Here's how I'd do it: (First in a tested python script with fully commented regex)

import re
def isValidSpecial(text):
    if re.search(r"""
        # Validate special exercise problem string format.
        ^          # Anchor to start of string.
        [+=]*      # Zero or more non-alphas {normal*).
        (?:        # Begin {(special normal*)+} construct.
          \+[A-Z]  # Alpha but only if preceded by +
          (?=\+)   # and followed by + {special} .
          [+=]*    # More non-alphas {normal*).
        )+         # At least one alpha required.
        $          # Anchor to end of string.
        """, text, re.IGNORECASE | re.VERBOSE):
        return "true"
    else:
        return "false"

print(isValidSpecial("+A+A+"))

Now here is the same solution in JavaScript syntax:

function isValidSpecial(text) {
    var re = /^[+=]*(?:\+[A-Z](?=\+)[+=]*)+$/i;
    return (re.test(text)) ? "true" : "false";
}

Answer 4

EDIT: @Marc brought up a very good point. The easiest way to do this is to search for violations using

[^+][a-zA-Z]|[a-zA-Z][^+]

or something like it. This will find all violations of the rule -- times when a letter appears next to something other than a +. If this matches, then you can return false, knowing that there exist violations. Else, return true.

Original answer:

Here's a regex -- I explain it below. Remember that you have to escape +, because it is a special character!

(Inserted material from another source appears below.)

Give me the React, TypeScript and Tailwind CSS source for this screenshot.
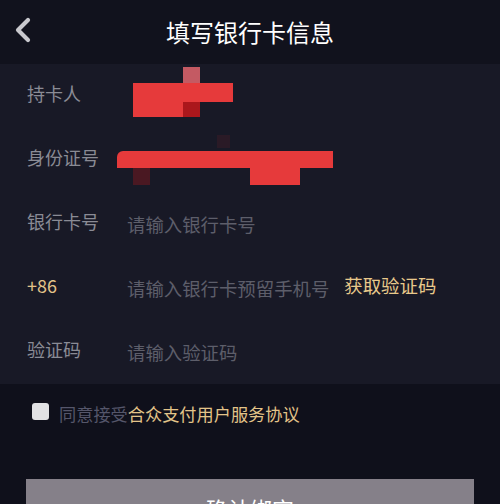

^([^a-zA-Z+]|(\+[a-zA-Z]\+)|[+])*$

^ // start of the string
[^a-zA-Z+] // any character except a letter or a + (1)
| // or
(\+[a-zA-Z]\+) // + (letter) + (2)
| //or
[+] // plus (3)
)*$ // repeat that pattern 0 or more times, end

• The logic behind this is: skip all characters that aren't relevant in your string. (1)
• If we have a + (letter) +, that's fine. capture that. (2)
• if we have a + all by itself, that's fine too. (3)
• A letter without surrounding + will fail.